— Start —

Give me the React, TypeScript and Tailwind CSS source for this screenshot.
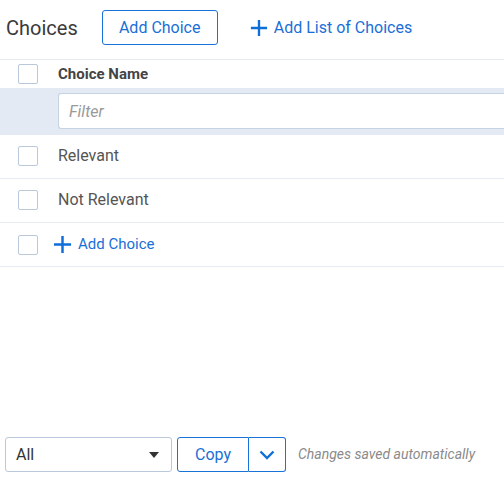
import React from 'react';

function Box() {
  return <span className="block w-5 h-5 rounded-[2px] border border-[#b9c8da] bg-white shrink-0" />;
}

function Plus({ size = 20 }: { size?: number }) {
  return (
    <svg width={size} height={size} viewBox="0 0 20 20" className="shrink-0">
      <path d="M10 1v18M1 10h18" stroke="#0f6fd8" strokeWidth="2.6" />
    </svg>
  );
}

export default function App() {
  const rows = ['Relevant', 'Not Relevant'];
  return (
    <div className="flex flex-col w-[504px] h-[484px] bg-white overflow-hidden font-['Roboto',sans-serif] text-[#333]">
      {/* Header */}
      <div className="flex items-center h-[35px] mt-[10px] pl-[6px]">
        <h1 className="text-[20px] text-[#3a3a3a]">Choices</h1>
        <button className="ml-[24px] h-[35px] w-[116px] rounded-[3px] border border-[#1a73d9] text-[16px] text-[#1a6fd6]">
          Add Choice
        </button>
        <button className="ml-[32px] flex items-center gap-[6px] text-[16px] text-[#1a6fd6]">
          <Plus size={18} />
          Add List of Choices
        </button>
      </div>

      {/* Table */}
      <div className="mt-[14px] border-t border-[#e6ebf1]">
        <div className="flex items-center h-[28px] pl-[18px]">
          <Box />
          <span className="ml-5 text-[15px] font-bold text-[#444]">Choice Name</span>
        </div>
        <div className="h-[47px] bg-[#e3eaf3] pl-[58px] py-[5px]">
          <input
            placeholder="Filter"
            className="w-full h-[36px] rounded-l-[3px] border border-r-0 border-[#c5d3e3] bg-white px-[10px] text-[16px] italic placeholder:text-[#999] outline-none"
          />
        </div>
        {rows.map((r) => (
          <div key={r} className="flex items-center h-[44px] pl-[18px] pb-[2px] border-b border-[#e6ebf1]">
            <Box />
            <span className="ml-5 text-[16px] text-[#555]">{r}</span>
          </div>
        ))}
        <div className="flex items-center h-[44px] pl-[18px] border-b border-[#e6ebf1]">
          <Box />
          <span className="ml-[15px] flex items-center gap-[6px] text-[15px] text-[#1a6fd6]">
            <Plus size={19} />
            Add Choice
          </span>
        </div>
      </div>

      {/* Footer */}
      <div className="mt-auto mb-[12px] flex items-center pl-[5px]">
        <div className="flex items-center justify-between w-[167px] h-[35px] rounded-[3px] border border-[#b9c8da] pl-[10px] pr-[12px] text-[16px] text-[#333]">
          <span>All</span>
          <svg width="10" height="6" viewBox="0 0 10 6">
            <path d="M0 0h10L5 6z" fill="#333" />
          </svg>
        </div>
        <div className="ml-[5px] flex h-[35px]">
          <button className="w-[72px] rounded-l-[3px] border border-[#1a73d9] text-[16px] text-[#1a6fd6]">Copy</button>
          <button className="w-[37px] flex items-center justify-center rounded-r-[3px] border border-l-0 border-[#1a73d9]">
            <svg width="16" height="10" viewBox="0 0 16 10">
              <path d="M1.5 1.5L8 8l6.5-6.5" stroke="#0f6fd8" strokeWidth="2.4" fill="none" />
            </svg>
          </button>
        </div>
        <span className="ml-[12px] text-[14px] italic text-[#8a8a8a]">Changes saved automatically</span>
      </div>
    </div>
  );
}
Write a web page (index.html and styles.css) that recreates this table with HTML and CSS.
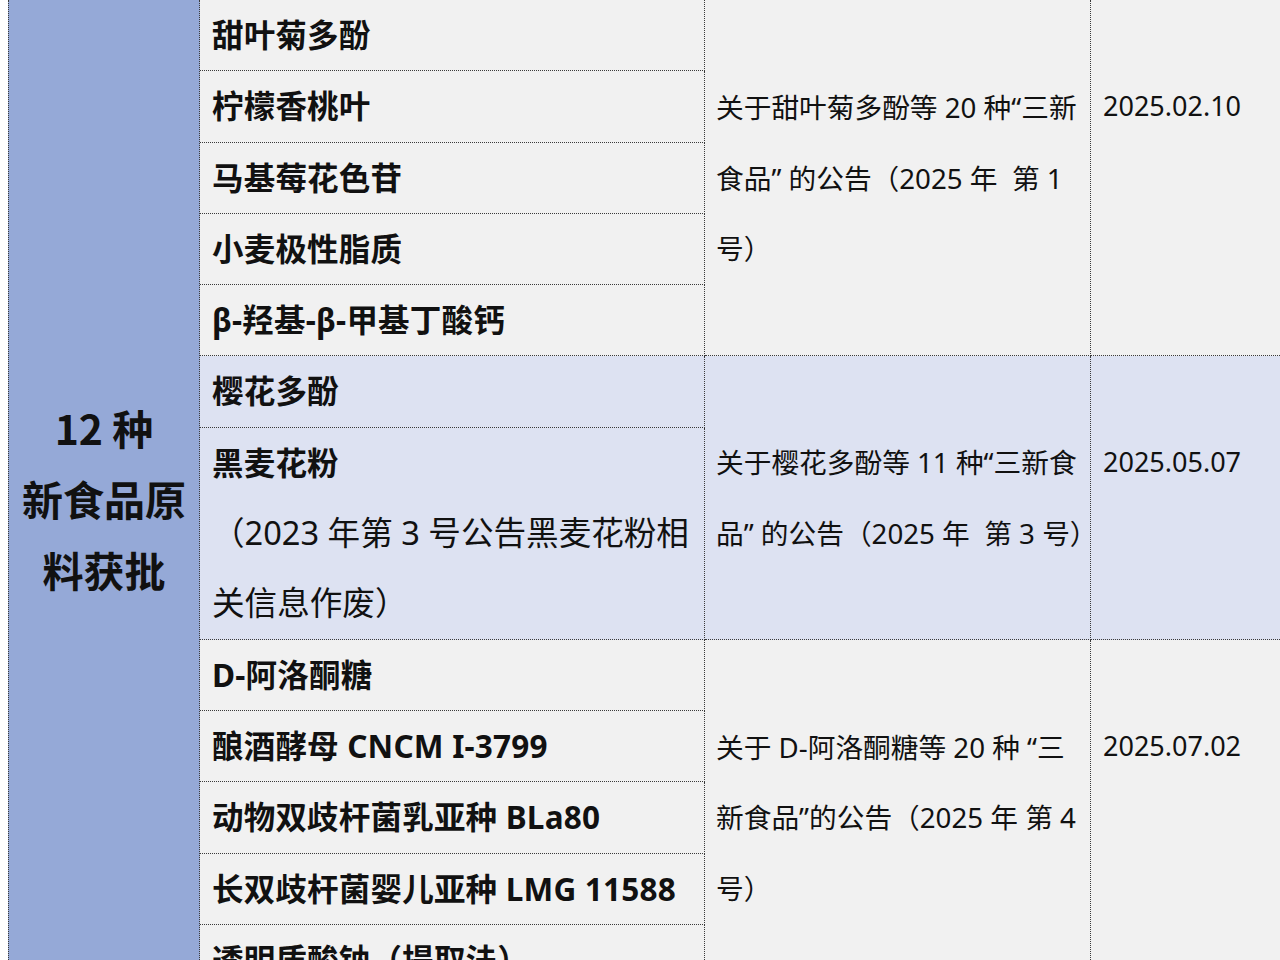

— End —

◆ **Requirements**
Go through the data above and transcribe it in full, omitting any image.

◆ **Correct response**
Give me the React, TypeScript and Tailwind CSS source for this screenshot.
import React from 'react';

function Box() {
  return <span className="block w-5 h-5 rounded-[2px] border border-[#b9c8da] bg-white shrink-0" />;
}

function Plus({ size = 20 }: { size?: number }) {
  return (
    <svg width={size} height={size} viewBox="0 0 20 20" className="shrink-0">
      <path d="M10 1v18M1 10h18" stroke="#0f6fd8" strokeWidth="2.6" />
    </svg>
  );
}

export default function App() {
  const rows = ['Relevant', 'Not Relevant'];
  return (
    <div className="flex flex-col w-[504px] h-[484px] bg-white overflow-hidden font-['Roboto',sans-serif] text-[#333]">
      {/* Header */}
      <div className="flex items-center h-[35px] mt-[10px] pl-[6px]">
        <h1 className="text-[20px] text-[#3a3a3a]">Choices</h1>
        <button className="ml-[24px] h-[35px] w-[116px] rounded-[3px] border border-[#1a73d9] text-[16px] text-[#1a6fd6]">
          Add Choice
        </button>
        <button className="ml-[32px] flex items-center gap-[6px] text-[16px] text-[#1a6fd6]">
          <Plus size={18} />
          Add List of Choices
        </button>
      </div>

      {/* Table */}
      <div className="mt-[14px] border-t border-[#e6ebf1]">
        <div className="flex items-center h-[28px] pl-[18px]">
          <Box />
          <span className="ml-5 text-[15px] font-bold text-[#444]">Choice Name</span>
        </div>
        <div className="h-[47px] bg-[#e3eaf3] pl-[58px] py-[5px]">
          <input
            placeholder="Filter"
            className="w-full h-[36px] rounded-l-[3px] border border-r-0 border-[#c5d3e3] bg-white px-[10px] text-[16px] italic placeholder:text-[#999] outline-none"
          />
        </div>
        {rows.map((r) => (
          <div key={r} className="flex items-center h-[44px] pl-[18px] pb-[2px] border-b border-[#e6ebf1]">
            <Box />
            <span className="ml-5 text-[16px] text-[#555]">{r}</span>
          </div>
        ))}
        <div className="flex items-center h-[44px] pl-[18px] border-b border-[#e6ebf1]">
          <Box />
          <span className="ml-[15px] flex items-center gap-[6px] text-[15px] text-[#1a6fd6]">
            <Plus size={19} />
            Add Choice
          </span>
        </div>
      </div>

      {/* Footer */}
      <div className="mt-auto mb-[12px] flex items-center pl-[5px]">
        <div className="flex items-center justify-between w-[167px] h-[35px] rounded-[3px] border border-[#b9c8da] pl-[10px] pr-[12px] text-[16px] text-[#333]">
          <span>All</span>
          <svg width="10" height="6" viewBox="0 0 10 6">
            <path d="M0 0h10L5 6z" fill="#333" />
          </svg>
        </div>
        <div className="ml-[5px] flex h-[35px]">
          <button className="w-[72px] rounded-l-[3px] border border-[#1a73d9] text-[16px] text-[#1a6fd6]">Copy</button>
          <button className="w-[37px] flex items-center justify-center rounded-r-[3px] border border-l-0 border-[#1a73d9]">
            <svg width="16" height="10" viewBox="0 0 16 10">
              <path d="M1.5 1.5L8 8l6.5-6.5" stroke="#0f6fd8" strokeWidth="2.4" fill="none" />
            </svg>
          </button>
        </div>
        <span className="ml-[12px] text-[14px] italic text-[#8a8a8a]">Changes saved automatically</span>
      </div>
    </div>
  );
}
Write a web page (index.html and styles.css) that recreates this table with HTML and CSS.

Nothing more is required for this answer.